Más allá de estas contingencias, el conflicto ya ha entrado en una fase de transición. Como ocurre muchas veces entre los seres humanos, cuando se dan circunstancias favorables, un primer paso puede desencadenar una marcha superior a todas las expectativas. El bloqueo económico sigue ahí, y el proceso futuro no será fácil, pero el punto más difícil ha quedado atrás. Ahora el muro tiene una fisura, y la experiencia de las últimas décadas nos recuerdan lo que pasa cuando, bajo presión, un muro se agrieta.
El inicio de esta nueva era es una ganancia neta para ambos lados. Rebasar el clima de hostilidad existente con Estados Unidos desde 1959 realiza el interés nacional legítimo de Cuba; renunciar a una política de fuerza, en favor del diálogo político, se traduce en beneficios para una pluralidad de áreas y actores de EU, incluyendo los propios cubano-estadounidenses.
El gobierno de Estados Unidos no ha renunciado a formular su interés nacional en nombre de la democracia y la libertad, como tampoco los cubanos han relegado los suyos sobre independencia, desarrollo equitativo y democracia popular. Sería muy improbable que así fuera. Confundir los réditos de la pipa de la paz con los de un acto de contrición ideológica no ayuda a apreciar la trascendencia histórica y el valor político de este cambio. Como botón de muestra, véase la avalancha de neocubanología que ha acompañado la noticia desde ambos lados del Atlántico, a partir del mismo 17 de diciembre, anunciando el fin (ahora sí) del socialismo cubano.

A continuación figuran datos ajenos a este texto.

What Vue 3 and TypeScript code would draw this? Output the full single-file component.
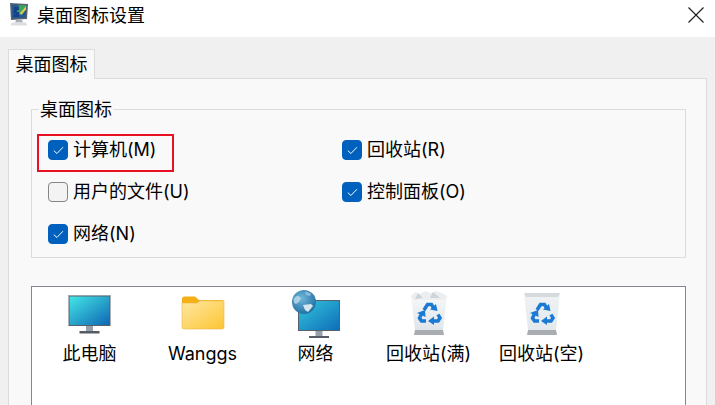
<script setup lang="ts">
interface CheckItem {
  label: string
  checked: boolean
  marked?: boolean
}

const checks: CheckItem[] = [
  { label: '计算机(M)', checked: true, marked: true },
  { label: '回收站(R)', checked: true },
  { label: '用户的文件(U)', checked: false },
  { label: '控制面板(O)', checked: true },
  { label: '网络(N)', checked: true }
]
</script>

<template>
  <div class="window">
    <header class="titlebar">
      <svg class="app-icon" width="22" height="24" viewBox="0 0 22 24">
        <path d="M2 1 L20 2 L19 17 L3 18 Z" fill="#5a6470" />
        <path d="M3.5 2.500 L18.500 3.200 L17.700 15.500 L4.300 16.500 Z" fill="#25598f" />
        <path d="M11 3 L18.200 3.300 L18 7 L12 13 L9 10 Z" fill="#3aa655" />
        <path d="M6 5 H11 V8 H8.500 V10 H11 V15 H5.500 V12.500 H8 V11.500 H5.800 Z" fill="#17408a" />
        <path d="M12 11 L18.200 4 L18 7.500 L13.500 13 Z" fill="#d9c95c" />
        <path d="M8 18 H14 L15 20.500 H7 Z" fill="#a9afb6" />
        <path d="M4 20.500 H18 L19.500 23.500 H2.500 Z" fill="#dcdfe2" />
      </svg>
      <span class="title">桌面图标设置</span>
      <svg class="close" width="16" height="16" viewBox="0 0 16 16">
        <path d="M.5 .5 L15.500 15.500 M15.500 .5 L.5 15.500" stroke="#1a1a1a" stroke-width="1.100" fill="none" />
      </svg>
    </header>

    <main class="body">
      <div class="tab">桌面图标</div>
      <section class="panel">
        <div class="group">
          <div class="legend">桌面图标</div>
          <div class="checks">
            <label v-for="item in checks" :key="item.label" class="check-row" :class="{ marked: item.marked }">
              <span class="box" :class="{ on: item.checked }">
                <svg v-if="item.checked" width="11" height="9" viewBox="0 0 11 9">
                  <path d="M.8 4.600 L3.900 7.500 L10 1.200" stroke="#fff" stroke-width="1" fill="none" />
                </svg>
              </span>
              <span>{{ item.label }}</span>
            </label>
          </div>
        </div>

        <div class="icon-list">
          <div class="icon-cell">
            <svg width="48" height="48" viewBox="0 0 48 48">
              <defs>
                <linearGradient id="screenA" x1="0" y1="0" x2="1" y2="1">
                  <stop offset="0" stop-color="#43e6e6" />
                  <stop offset="1" stop-color="#0e67b4" />
                </linearGradient>
              </defs>
              <rect x="2.500" y="5" width="42" height="31" fill="#58606b" />
              <rect x="2.500" y="5" width="42" height="1" fill="#9aa2aa" />
              <rect x="3.500" y="6.500" width="40" height="28.500" fill="url(#screenA)" />
              <rect x="20" y="36" width="7" height="5" fill="#97a1aa" />
              <rect x="13.500" y="41" width="20" height="2.500" fill="#565c63" />
            </svg>
            <span>此电脑</span>
          </div>

          <div class="icon-cell">
            <svg width="48" height="48" viewBox="0 0 48 48">
              <defs>
                <linearGradient id="folderA" x1="0" y1="0" x2="1" y2="1">
                  <stop offset="0" stop-color="#ffe8a3" />
                  <stop offset="1" stop-color="#fcc533" />
                </linearGradient>
              </defs>
              <path d="M3 9 Q3 6.500 5 6.500 H16 L20 10 H44 V14 H3 Z" fill="#f5b016" />
              <path d="M3 13 H18 L21 10.800 H45 V37 Q45 39 43 39 H5 Q3 39 3 37 Z" fill="url(#folderA)" stroke="#eab544" stroke-width=".6" />
            </svg>
            <span>Wanggs</span>
          </div>

          <div class="icon-cell">
            <svg width="48" height="48" viewBox="0 0 48 48">
              <defs>
                <linearGradient id="screenB" x1="0" y1="0" x2="1" y2="1">
                  <stop offset="0" stop-color="#33c4de" />
                  <stop offset="1" stop-color="#0e6fb8" />
                </linearGradient>
                <radialGradient id="globe" cx=".4" cy=".35" r=".7">
                  <stop offset="0" stop-color="#6fb6da" />
                  <stop offset="1" stop-color="#1f6c9f" />
                </radialGradient>
              </defs>
              <rect x="6" y="10" width="42" height="31" fill="#58606b" />
              <rect x="7" y="11" width="40" height="29" fill="url(#screenB)" />
              <rect x="23.500" y="41" width="7" height="5" fill="#97a1aa" />
              <rect x="17" y="46" width="20" height="2" fill="#565c63" />
              <circle cx="12" cy="12" r="12" fill="url(#globe)" />
              <path d="M1.500 9 Q3 6 6 5.500 L9 8 L7 12 L4 14 L2 13 Z" fill="#cfe3ee" opacity=".7" />
              <path d="M11 15 L19 14 L21 16 L16 22 L13 20 Z" fill="#e4eff5" opacity=".9" />
              <path d="M13 1.500 L19 3.500 L18 6 L14 5 Z" fill="#bcd8e8" opacity=".6" />
            </svg>
            <span>网络</span>
          </div>

          <div class="icon-cell">
            <svg width="48" height="48" viewBox="0 0 48 48">
              <defs>
                <linearGradient id="binA" x1="0" y1="0" x2="0" y2="1">
                  <stop offset="0" stop-color="#f6f8f9" />
                  <stop offset="1" stop-color="#dfe5ea" />
                </linearGradient>
              </defs>
              <path d="M6 6 H42 L38 40 H10 Z" fill="url(#binA)" />
              <path d="M6 6 L10 2 L15 4 L20 1 L26 3 L31 1 L37 3 L42 6 L40 10 H8 Z" fill="#eceef0" />
              <path d="M13 3 L18 8 L10 9 Z M28 2 L35 8 L25 8 Z" fill="#ced3d7" />
              <path d="M10 40 H38 L39 45 H9 Z" fill="#a9adb1" />
              <g fill="none" stroke="#1a7ad4" stroke-width="3.500">
                <path d="M19 20 L22.500 14.500 H26.500 L28.500 18" />
                <path d="M33 24.500 L35 28 L33 31 H28" />
                <path d="M21 31 H16.500 L14.500 28 L16.500 24" />
              </g>
              <g fill="#1a7ad4">
                <path d="M25 19.500 L32.500 21 L31 14 Z" />
                <path d="M29 26.500 L29 35 L23 31 Z" />
                <path d="M12 23 L20 20 L20.500 27 Z" />
              </g>
            </svg>
            <span>回收站(满)</span>
          </div>

          <div class="icon-cell">
            <svg width="48" height="48" viewBox="0 0 48 48">
              <defs>
                <linearGradient id="binB" x1="0" y1="0" x2="0" y2="1">
                  <stop offset="0" stop-color="#f0f3f5" />
                  <stop offset="1" stop-color="#e2e8ec" />
                </linearGradient>
              </defs>
              <path d="M6 3 H42 L38 40 H10 Z" fill="url(#binB)" />
              <path d="M6 3 H42 L40 7 H8 Z" fill="#d5dadd" />
              <path d="M10 40 H38 L39 45 H9 Z" fill="#a9adb1" />
              <g fill="none" stroke="#1a7ad4" stroke-width="3.500">
                <path d="M19 20 L22.500 14.500 H26.500 L28.500 18" />
                <path d="M33 24.500 L35 28 L33 31 H28" />
                <path d="M21 31 H16.500 L14.500 28 L16.500 24" />
              </g>
              <g fill="#1a7ad4">
                <path d="M25 19.500 L32.500 21 L31 14 Z" />
                <path d="M29 26.500 L29 35 L23 31 Z" />
                <path d="M12 23 L20 20 L20.500 27 Z" />
              </g>
            </svg>
            <span>回收站(空)</span>
          </div>
        </div>
      </section>
    </main>
  </div>
</template>

<style>
html,
body {
  margin: 0;
  background: #f0f0f0;
}
</style>

<style scoped>
.window {
  width: 715px;
  height: 405px;
  overflow: hidden;
  display: flex;
  flex-direction: column;
  font-family: Inter, "Noto Sans CJK SC", sans-serif;
  font-size: 18px;
  color: #000;
}

.titlebar {
  height: 37px;
  flex: none;
  display: flex;
  align-items: center;
  background: #fff;
  padding: 0 11px 0 8px;
}

.app-icon {
  margin-right: 7px;
  margin-top: -9px;
}

.title {
  line-height: 30px;
  margin-top: -6px;
}

.close {
  margin-left: auto;
  margin-top: -7px;
}

.body {
  flex: 1;
  min-height: 0;
  display: flex;
  flex-direction: column;
  align-items: flex-start;
  background: #f0f0f0;
  padding: 12px 8px 0;
}

.tab {
  position: relative;
  z-index: 1;
  height: 31px;
  width: 87px;
  box-sizing: border-box;
  margin-bottom: -1px;
  background: #f9f9f9;
  border: 1px solid #dcdcdc;
  border-bottom: 0;
  text-align: center;
  line-height: 29px;
}

.panel {
  flex: 1;
  align-self: stretch;
  box-sizing: border-box;
  background: #f9f9f9;
  border: 1px solid #dcdcdc;
  padding: 30px 20px 0 22px;
}

.group {
  height: 149px;
  box-sizing: border-box;
  border: 1px solid #dcdcdc;
  padding-left: 16px;
}

.legend {
  width: fit-content;
  margin: -11px 0 0 -9px;
  padding: 0 1px;
  height: 22px;
  line-height: 22px;
  background: #f9f9f9;
}

.checks {
  display: grid;
  grid-template-columns: 294px 1fr;
  grid-auto-rows: 42px;
  margin-top: 19px;
}

.check-row {
  position: relative;
  display: flex;
  align-items: center;
  gap: 5px;
  height: 20px;
  line-height: 20px;
}

.check-row.marked::after {
  content: "";
  position: absolute;
  left: -11px;
  top: -6px;
  width: 137px;
  height: 38px;
  box-sizing: border-box;
  border: 2px solid #e81123;
}

.box {
  flex: none;
  width: 20px;
  height: 20px;
  box-sizing: border-box;
  border: 1px solid #858585;
  border-radius: 4px;
  background: #f3f3f3;
  display: flex;
  align-items: center;
  justify-content: center;
}

.box.on {
  background: #0060bd;
  border-color: #0060bd;
}

.icon-list {
  margin-top: 28px;
  height: 130px;
  box-sizing: border-box;
  border: 1px solid #85858f;
  background: #fff;
  padding: 3px 0 0 1px;
  display: grid;
  grid-template-columns: repeat(5, 113px);
  align-items: start;
}

.icon-cell {
  display: flex;
  flex-direction: column;
  align-items: center;
  gap: 4px;
  line-height: 24px;
}
</style>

¿Podrán concebir ambos gobiernos un mapa de ruta que enlace el diálogo, la negociación, la normalización, la cooperación, hasta el punto de coordinar acciones, más allá de lo bilateral, como lo han hecho ya ante el terremoto de Haití o el ébola en el oeste de África? Los próximos dos años, los de Obama y los de Raúl Castro, serán decisivos en el trazado de ese mapa y en su ejecución pausada, pero también con la urgencia que los tiempos demandan.